Every workout holds the potential to shape more than your physique; it can influence discipline, recovery, and performance. Yet, many people measure success by duration or rep count alone. Chasing numbers often sacrifices proper technique, increasing the risk of injury and undermining progress. Training with precision, on the other hand, helps build strength that lasts. When you focus on form and intent, every movement becomes more than exercise; it becomes practice. This shift in mindset makes a noticeable difference.
Squats: Why Form Wins Over Reps
Squats are often treated like a volume contest. More reps, heavier weight, deeper range, these goals can be tempting. But when the movement starts to break down, those extra reps offer little value. A clean, well-controlled squat recruits muscles more effectively and minimizes pressure on the knees and spine. It also teaches coordination, balance, and stability, skills that translate far beyond the gym. The shrimp squat, often overlooked in mainstream programs, challenges strength and balance in a way that traditional squats don’t. It demands full control of the hips, ankles, and knees without the support of both feet on the ground. Mastering movements like this doesn’t require high volume. It requires attention. One slow, deliberate rep will teach your body far more than 20 rushed ones ever could.
Injury Prevention Starts With Intentional Movement
Many injuries occur when the body is pushed beyond its capacity, often during careless reps or under too much load. Training with quality at the forefront means giving attention to each rep, staying aware of joint angles, breathing, and muscle engagement. This approach sharpens awareness, reduces mechanical stress, and helps you avoid overuse patterns that can sideline you for weeks.
An intentional workout keeps you present. When you’re not racing through sets, you’re more likely to catch subtle misalignments before they cause trouble. That kind of attention can save your knees, back, or shoulders from damage. Each training session becomes a chance to improve control and resilience rather than a countdown to failure.
Strength Without Control Is Unreliable
It’s easy to build numbers on paper, stack more plates, increase your max, and crank out faster sets. But if strength comes without control, it won’t hold up under real-world stress. Whether lifting a child, hauling groceries, or shifting your bodyweight during a hike, the quality of your movement matters more than how much you can lift for one rep.
When you slow things down, you ask more from your body. Slower reps demand better engagement from stabilizer muscles. They teach your nervous system to fire more efficiently. A controlled eccentric phase in a pull-up or a paused rep in a deadlift builds not just strength, but the ability to own that strength in unpredictable conditions. That’s the difference between raw power and useful power.
Efficiency Doesn’t Mean Easy
Quality-focused workouts are often shorter, but that doesn’t make them easier. They strip away all the fluff, no wasted movement, no cheating momentum, no sloppy transitions. You leave behind distractions and step into focused, demanding work. Each rep becomes a test of consistency.

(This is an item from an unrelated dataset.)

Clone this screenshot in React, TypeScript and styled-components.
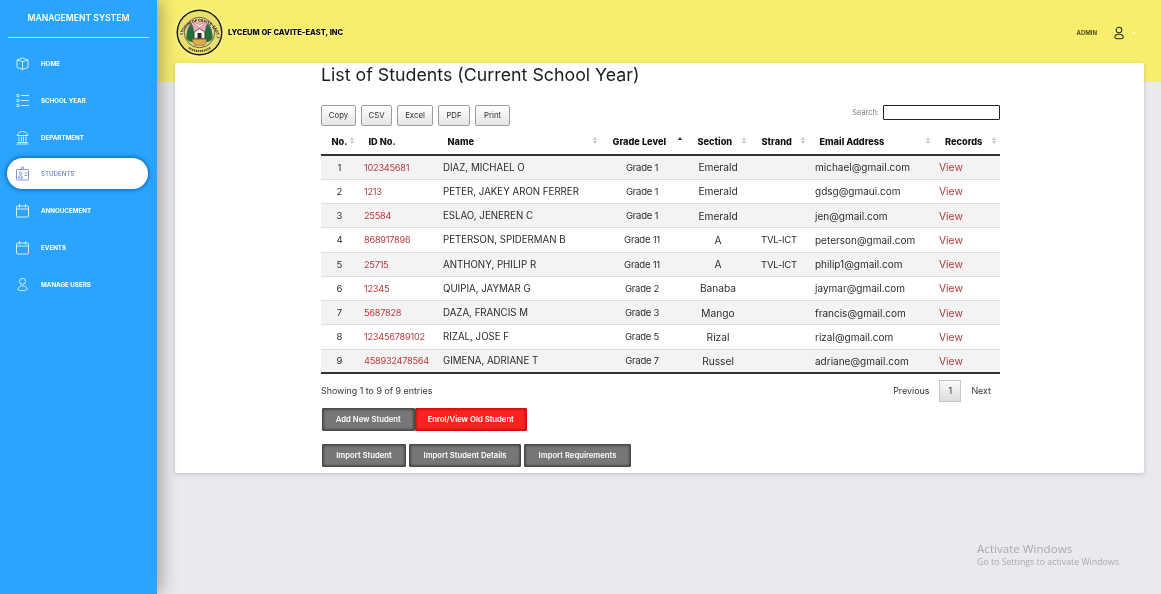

Instead of chasing time on the clock or reps in a set, this style of training demands patience. You spend time setting up each movement, checking alignment, and feeling the contraction. The intensity builds not from rushing, but from the sheer effort of doing it right. And when it’s done, the fatigue feels different, deeper, more complete, earned.

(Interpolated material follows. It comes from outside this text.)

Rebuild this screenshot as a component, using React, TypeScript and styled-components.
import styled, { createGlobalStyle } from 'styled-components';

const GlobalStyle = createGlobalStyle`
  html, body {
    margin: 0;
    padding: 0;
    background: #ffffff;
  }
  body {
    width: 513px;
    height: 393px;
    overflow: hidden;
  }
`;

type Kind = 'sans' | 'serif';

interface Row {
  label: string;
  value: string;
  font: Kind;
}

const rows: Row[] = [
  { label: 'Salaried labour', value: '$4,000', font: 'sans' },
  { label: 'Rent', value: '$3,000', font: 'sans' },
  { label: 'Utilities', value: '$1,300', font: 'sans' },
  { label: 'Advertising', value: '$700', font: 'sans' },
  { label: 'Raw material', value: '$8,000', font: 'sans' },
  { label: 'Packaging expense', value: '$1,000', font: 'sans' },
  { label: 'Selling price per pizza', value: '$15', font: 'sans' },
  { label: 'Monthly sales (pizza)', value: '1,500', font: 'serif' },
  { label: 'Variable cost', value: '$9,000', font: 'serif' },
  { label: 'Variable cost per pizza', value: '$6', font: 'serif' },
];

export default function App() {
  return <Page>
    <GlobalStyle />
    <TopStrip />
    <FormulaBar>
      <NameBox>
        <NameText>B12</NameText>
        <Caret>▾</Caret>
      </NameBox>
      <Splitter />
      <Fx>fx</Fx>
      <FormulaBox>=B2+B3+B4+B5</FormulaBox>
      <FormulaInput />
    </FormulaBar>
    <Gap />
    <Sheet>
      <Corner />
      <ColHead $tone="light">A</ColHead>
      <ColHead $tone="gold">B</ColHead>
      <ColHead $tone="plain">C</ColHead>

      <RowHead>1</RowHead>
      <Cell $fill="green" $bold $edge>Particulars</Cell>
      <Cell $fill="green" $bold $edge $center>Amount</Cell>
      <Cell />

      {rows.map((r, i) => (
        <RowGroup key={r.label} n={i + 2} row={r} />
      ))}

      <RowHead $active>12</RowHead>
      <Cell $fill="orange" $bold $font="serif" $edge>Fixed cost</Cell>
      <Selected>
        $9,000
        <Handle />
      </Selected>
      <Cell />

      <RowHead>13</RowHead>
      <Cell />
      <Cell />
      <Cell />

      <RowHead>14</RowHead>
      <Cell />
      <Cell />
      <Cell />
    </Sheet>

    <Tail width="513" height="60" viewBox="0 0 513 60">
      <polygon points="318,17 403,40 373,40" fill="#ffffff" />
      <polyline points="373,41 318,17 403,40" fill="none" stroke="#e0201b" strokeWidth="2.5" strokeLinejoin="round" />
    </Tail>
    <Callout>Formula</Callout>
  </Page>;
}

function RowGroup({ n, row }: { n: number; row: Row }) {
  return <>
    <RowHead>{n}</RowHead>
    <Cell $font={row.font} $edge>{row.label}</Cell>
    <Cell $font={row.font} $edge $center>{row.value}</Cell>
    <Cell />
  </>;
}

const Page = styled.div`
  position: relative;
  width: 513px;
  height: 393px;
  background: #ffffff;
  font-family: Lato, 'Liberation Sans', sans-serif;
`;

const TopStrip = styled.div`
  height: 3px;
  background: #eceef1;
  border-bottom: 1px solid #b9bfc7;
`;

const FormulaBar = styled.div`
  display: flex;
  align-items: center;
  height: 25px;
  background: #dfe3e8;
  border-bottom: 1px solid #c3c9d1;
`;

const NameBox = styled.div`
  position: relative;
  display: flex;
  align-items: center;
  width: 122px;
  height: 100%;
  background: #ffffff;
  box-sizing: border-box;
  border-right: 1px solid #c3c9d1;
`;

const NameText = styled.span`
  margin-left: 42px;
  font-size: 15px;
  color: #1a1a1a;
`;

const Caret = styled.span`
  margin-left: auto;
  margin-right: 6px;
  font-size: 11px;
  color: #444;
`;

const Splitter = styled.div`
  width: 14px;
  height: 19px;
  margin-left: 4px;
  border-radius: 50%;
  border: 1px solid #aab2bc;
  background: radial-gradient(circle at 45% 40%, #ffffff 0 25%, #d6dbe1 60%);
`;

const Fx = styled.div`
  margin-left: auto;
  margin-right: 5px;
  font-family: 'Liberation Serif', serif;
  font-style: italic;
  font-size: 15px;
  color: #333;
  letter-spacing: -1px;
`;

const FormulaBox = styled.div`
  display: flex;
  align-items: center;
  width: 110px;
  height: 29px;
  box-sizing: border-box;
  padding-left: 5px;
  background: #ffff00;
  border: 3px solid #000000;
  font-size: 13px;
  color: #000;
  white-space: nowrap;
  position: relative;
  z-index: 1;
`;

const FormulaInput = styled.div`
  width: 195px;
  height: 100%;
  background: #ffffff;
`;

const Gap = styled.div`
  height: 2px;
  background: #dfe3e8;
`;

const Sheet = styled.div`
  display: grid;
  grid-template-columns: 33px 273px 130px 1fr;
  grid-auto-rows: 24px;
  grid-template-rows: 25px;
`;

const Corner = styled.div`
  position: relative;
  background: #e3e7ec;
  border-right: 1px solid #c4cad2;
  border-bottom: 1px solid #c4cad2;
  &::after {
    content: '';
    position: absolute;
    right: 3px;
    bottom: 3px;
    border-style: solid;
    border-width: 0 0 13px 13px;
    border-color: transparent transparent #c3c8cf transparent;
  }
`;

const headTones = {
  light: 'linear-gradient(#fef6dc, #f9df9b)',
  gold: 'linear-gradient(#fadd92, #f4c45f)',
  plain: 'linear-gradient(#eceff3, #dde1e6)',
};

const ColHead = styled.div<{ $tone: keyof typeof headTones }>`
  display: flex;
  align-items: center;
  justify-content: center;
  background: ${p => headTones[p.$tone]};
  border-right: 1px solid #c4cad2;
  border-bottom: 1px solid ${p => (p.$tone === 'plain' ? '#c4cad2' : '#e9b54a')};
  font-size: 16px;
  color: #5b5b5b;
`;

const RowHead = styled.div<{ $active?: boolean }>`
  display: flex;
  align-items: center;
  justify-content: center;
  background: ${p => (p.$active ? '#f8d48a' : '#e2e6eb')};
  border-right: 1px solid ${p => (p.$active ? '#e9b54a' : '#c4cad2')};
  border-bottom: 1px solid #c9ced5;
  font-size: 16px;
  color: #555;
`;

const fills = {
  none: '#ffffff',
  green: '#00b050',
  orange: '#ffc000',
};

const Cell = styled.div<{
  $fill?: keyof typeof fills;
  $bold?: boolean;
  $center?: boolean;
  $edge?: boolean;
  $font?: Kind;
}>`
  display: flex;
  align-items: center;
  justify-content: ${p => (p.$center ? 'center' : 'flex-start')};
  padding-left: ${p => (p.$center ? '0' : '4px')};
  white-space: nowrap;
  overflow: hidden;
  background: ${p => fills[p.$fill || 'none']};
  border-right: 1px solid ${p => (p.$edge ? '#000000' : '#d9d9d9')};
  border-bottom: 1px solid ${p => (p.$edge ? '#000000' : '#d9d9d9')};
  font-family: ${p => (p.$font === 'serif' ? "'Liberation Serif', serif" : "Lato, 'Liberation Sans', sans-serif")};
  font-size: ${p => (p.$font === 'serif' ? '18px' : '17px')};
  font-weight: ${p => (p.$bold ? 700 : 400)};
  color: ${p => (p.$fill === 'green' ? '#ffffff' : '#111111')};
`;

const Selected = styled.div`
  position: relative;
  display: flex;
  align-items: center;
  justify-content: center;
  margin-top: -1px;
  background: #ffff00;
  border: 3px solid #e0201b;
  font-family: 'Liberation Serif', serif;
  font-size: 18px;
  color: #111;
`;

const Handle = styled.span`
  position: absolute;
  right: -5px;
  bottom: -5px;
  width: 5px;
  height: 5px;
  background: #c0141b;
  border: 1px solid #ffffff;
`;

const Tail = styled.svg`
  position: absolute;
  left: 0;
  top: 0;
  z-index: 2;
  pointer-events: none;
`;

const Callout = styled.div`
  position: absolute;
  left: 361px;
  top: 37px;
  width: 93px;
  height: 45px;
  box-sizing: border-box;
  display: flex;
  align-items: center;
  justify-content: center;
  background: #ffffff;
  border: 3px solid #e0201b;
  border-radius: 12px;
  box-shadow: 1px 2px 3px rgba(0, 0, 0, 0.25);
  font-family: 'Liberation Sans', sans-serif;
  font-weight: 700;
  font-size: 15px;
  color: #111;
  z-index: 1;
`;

Sustainable Progress Comes From Mastery, Not Mileage
Consistency builds progress, but it’s the quality of that consistency that makes it sustainable. If each session is rushed or poorly executed, progress slows or leads to plateaus. When you train with care, you lay a stronger foundation. Your joints stay healthier, your form holds up under fatigue, and your progress doesn’t vanish the moment you miss a week.

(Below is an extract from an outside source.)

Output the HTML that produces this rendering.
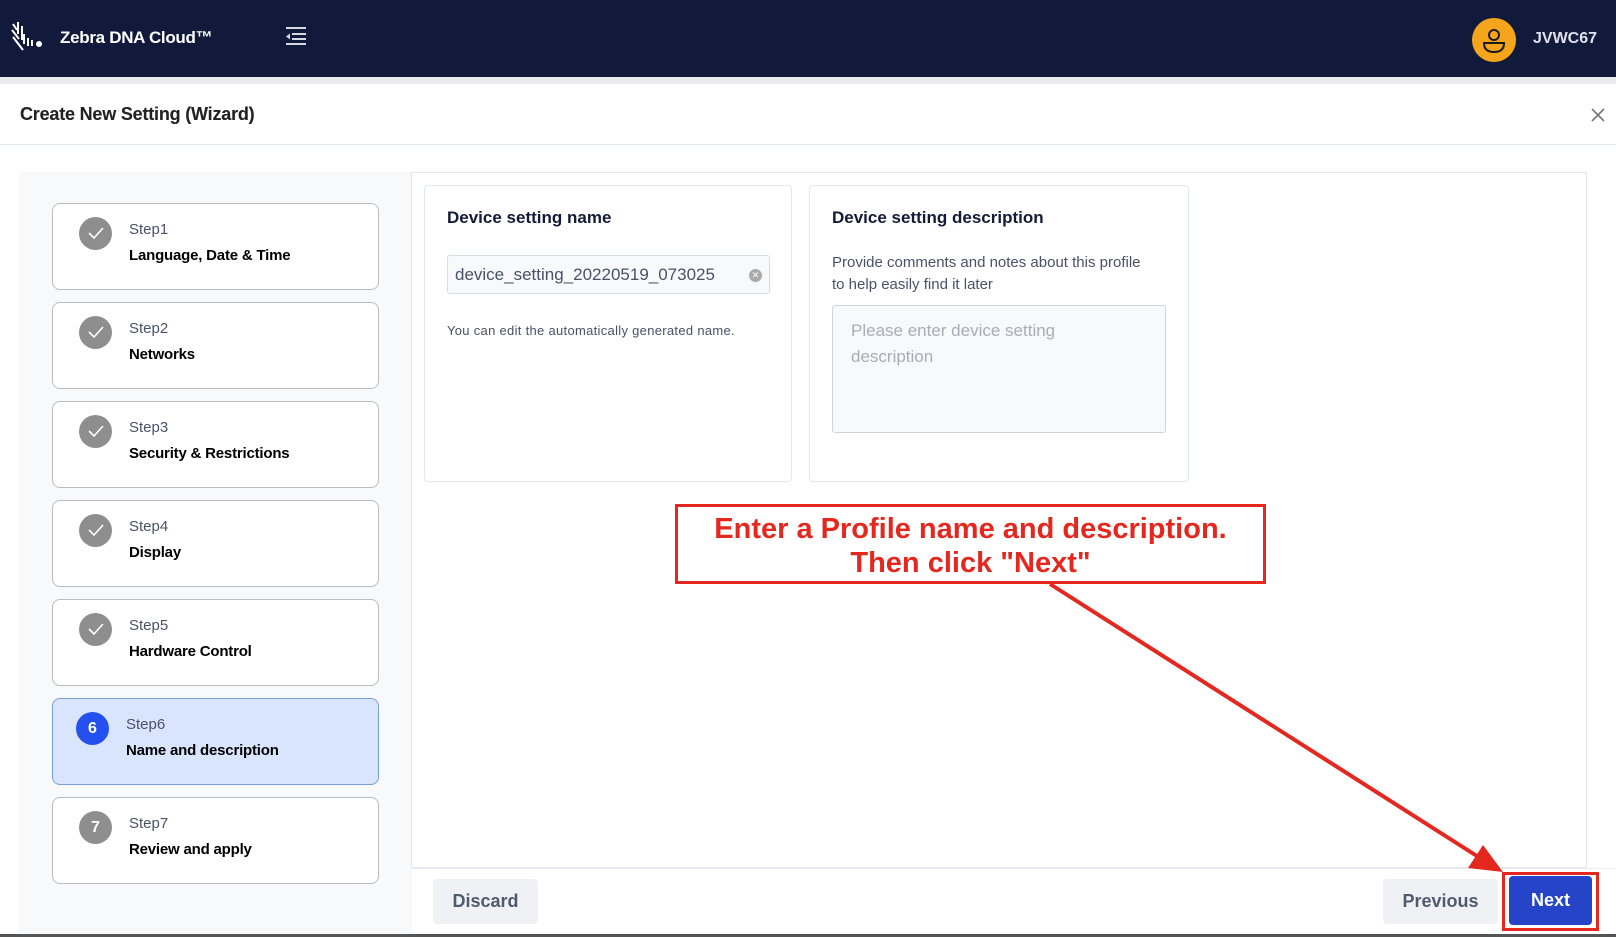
<!DOCTYPE html>
<html><head><meta charset="utf-8"><style>
*{box-sizing:border-box;margin:0;padding:0}
body{width:1616px;height:937px;overflow:hidden;background:#fff;font-family:"Liberation Sans",Arial,sans-serif;position:relative}
.abs{position:absolute}
.hdr{left:0;top:0;width:1616px;height:77px;background:#121a3c}
.step{position:absolute;left:52px;width:327px;height:87px;border:1px solid #b9bcc2;border-radius:8px;background:#fff}
.step .c{position:absolute;left:26px;top:13px;width:33px;height:33px;border-radius:50%;background:#8e8e8e;color:#fff;font-weight:bold;font-size:16px;text-align:center;line-height:33px}
.step .c svg{position:absolute;left:8px;top:9px}
.step .s{position:absolute;left:76px;top:17px;font-size:15px;color:#4a5268}
.step .n{position:absolute;left:76px;top:43px;font-size:15px;font-weight:bold;color:#000;letter-spacing:-0.2px}
.card{position:absolute;top:185px;height:297px;border:1px solid #e3e7ee;border-radius:4px;background:#fff}
.btn{position:absolute;top:879px;height:45px;border-radius:4px;background:#eff1f5;color:#505a6e;font-weight:bold;font-size:18px;text-align:center;line-height:45px}
</style></head><body>
<div class="abs hdr"></div>
<svg class="abs" style="left:10px;top:20px" width="36" height="34" viewBox="0 0 36 34"><g stroke="#fff" stroke-width="2" fill="none"><path d="M3 4l4 6M2 10l7 9M3 17l10 13M8 2v12M12 6v14M14 14v10M18 18v8M22 20v6"/></g><circle cx="29" cy="24" r="3" fill="#fff"/></svg>
<div class="abs" style="left:60px;top:28px;color:#fff;font-weight:bold;font-size:17px;letter-spacing:-0.3px">Zebra DNA Cloud™</div>
<svg class="abs" style="left:285px;top:26px" width="22" height="20" viewBox="0 0 22 20"><g stroke="#d6d9e2" stroke-width="2"><path d="M1 2h20M7 8h14M7 13h14M1 18h20"/></g><path d="M1 10.5l4-3v6z" fill="#d6d9e2"/></svg>
<div class="abs" style="left:1472px;top:18px;width:44px;height:44px;border-radius:50%;background:#f5a51b"></div>
<svg class="abs" style="left:1472px;top:18px" width="44" height="44" viewBox="0 0 44 44"><g stroke="#1a1a1a" stroke-width="2" fill="none"><circle cx="22" cy="17" r="5"/><path d="M12 25h20q0 9-10 9t-10-9z"/></g></svg>
<div class="abs" style="left:1533px;top:30px;color:#dfe2ea;font-weight:bold;font-size:16px">JVWC67</div>
<div class="abs" style="left:0;top:77px;width:1616px;height:7px;background:#e9ebef"></div>
<div class="abs" style="left:20px;top:104px;font-size:18px;color:#222;font-weight:bold;-webkit-text-stroke:0.1px;letter-spacing:-0.2px;font-weight:600">Create New Setting (Wizard)</div>
<svg class="abs" style="left:1590px;top:107px" width="16" height="16" viewBox="0 0 16 16"><path d="M2 2l12 12M14 2L2 14" stroke="#777" stroke-width="1.6"/></svg>
<div class="abs" style="left:0;top:144px;width:1616px;height:1px;background:#e3e8f0"></div>
<div class="abs" style="left:19px;top:172px;width:393px;height:762px;background:#f8f9fb"></div>
<div class="abs" style="left:411px;top:172px;width:1176px;height:696px;border:1px solid #e3e6ea;background:#fff"></div>
<div class="abs" style="left:412px;top:868px;width:1204px;height:66px;background:#fff;border-top:1px solid #e8ebf3"></div>

<div class="step" style="top:203px"><div class="c"><svg width="17" height="14"><path d="M2 7l5 5 9-10" stroke="#fff" stroke-width="1.6" fill="none"/></svg></div><div class="s">Step1</div><div class="n">Language, Date &amp; Time</div></div>
<div class="step" style="top:302px"><div class="c"><svg width="17" height="14"><path d="M2 7l5 5 9-10" stroke="#fff" stroke-width="1.6" fill="none"/></svg></div><div class="s">Step2</div><div class="n">Networks</div></div>
<div class="step" style="top:401px"><div class="c"><svg width="17" height="14"><path d="M2 7l5 5 9-10" stroke="#fff" stroke-width="1.6" fill="none"/></svg></div><div class="s">Step3</div><div class="n">Security &amp; Restrictions</div></div>
<div class="step" style="top:500px"><div class="c"><svg width="17" height="14"><path d="M2 7l5 5 9-10" stroke="#fff" stroke-width="1.6" fill="none"/></svg></div><div class="s">Step4</div><div class="n">Display</div></div>
<div class="step" style="top:599px"><div class="c"><svg width="17" height="14"><path d="M2 7l5 5 9-10" stroke="#fff" stroke-width="1.6" fill="none"/></svg></div><div class="s">Step5</div><div class="n">Hardware Control</div></div>
<div class="step" style="top:698px;background:#d9e5fd;border-color:#7a9de0"><div class="c" style="background:#2550f0;left:23px">6</div><div class="s" style="left:73px">Step6</div><div class="n" style="left:73px">Name and description</div></div>
<div class="step" style="top:797px"><div class="c">7</div><div class="s">Step7</div><div class="n">Review and apply</div></div>

<div class="card" style="left:424px;width:368px">
<div class="abs" style="left:22px;top:22px;font-size:17px;font-weight:bold;color:#141b38">Device setting name</div>
<div class="abs" style="left:22px;top:69px;width:323px;height:39px;border:1px solid #d8dce3;border-radius:3px;background:#f8f9fb;font-size:17px;color:#4a5268;padding:9px 0 0 7px">device_setting_20220519_073025</div>
<div class="abs" style="left:324px;top:83px;width:13px;height:13px;border-radius:50%;background:#aaa;color:#fff;font-size:9px;text-align:center;line-height:13px">✕</div>
<div class="abs" style="left:22px;top:137px;font-size:13px;color:#4a5268;letter-spacing:0.3px">You can edit the automatically generated name.</div>
</div>
<div class="card" style="left:809px;width:380px">
<div class="abs" style="left:22px;top:22px;font-size:17px;font-weight:bold;color:#141b38">Device setting description</div>
<div class="abs" style="left:22px;top:66px;font-size:15px;color:#4a5268;line-height:22px">Provide comments and notes about this profile<br>to help easily find it later</div>
<div class="abs" style="left:22px;top:119px;width:334px;height:128px;border:1px solid #cfd4dc;border-radius:3px;background:#f8f9fb;font-size:17px;color:#a8adb8;padding:12px 18px;line-height:26px">Please enter device setting<br>description</div>
</div>

<div class="abs" style="left:675px;top:504px;width:591px;height:80px;border:3px solid #e5281f;background:#fff;color:#e5281f;font-weight:bold;font-size:29px;text-align:center;line-height:34px;padding-top:5px">Enter a Profile name and description.<br>Then click "Next"</div>
<svg class="abs" style="left:0;top:0" width="1616" height="937"><line x1="1050" y1="584" x2="1480" y2="858" stroke="#e5281f" stroke-width="4"/><path d="M1503 872L1468 868L1483 845z" fill="#e5281f"/></svg>

<div class="btn" style="left:433px;width:105px">Discard</div>
<div class="btn" style="left:1383px;width:115px">Previous</div>
<div class="abs" style="left:1502px;top:872px;width:97px;height:59px;border:3px solid #e5281f"></div>
<div class="btn" style="left:1509px;width:83px;background:#2544c8;color:#fff;top:876px;height:49px;line-height:49px">Next</div>
<div class="abs" style="left:0;top:934px;width:1616px;height:3px;background:#555"></div>
</body></html>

It’s better to progress in technique than to climb numbers with poor mechanics. Small improvements, like smoother transitions, cleaner bar paths, or better posture, pay off more than a few extra reps done carelessly. Training this way is slower, but more honest. You see where your weaknesses are and can actually address them. That’s what keeps you moving forward.
Your Body Learns What You Practice Most
Every rep is a signal to your nervous system. Practice something sloppy, and that’s what your body learns to repeat. If you let your knees cave, rush your deadlift setup, or let your shoulders shrug during push-ups, those patterns stick. You may not notice until fatigue sets in or until pain creeps into a joint that you never used to complain about.
Practicing quality engrains better habits. Your body learns to activate the right muscles at the right time. Movement becomes smoother, more natural. With enough repetition done well, the right form becomes automatic. That means better performance, safer workouts, and less energy wasted correcting mistakes.
Whether you’re squatting with bodyweight or tackling advanced movements, precision matters. Train for mastery, not exhaustion. You’ll move better, feel better, and stay stronger, longer.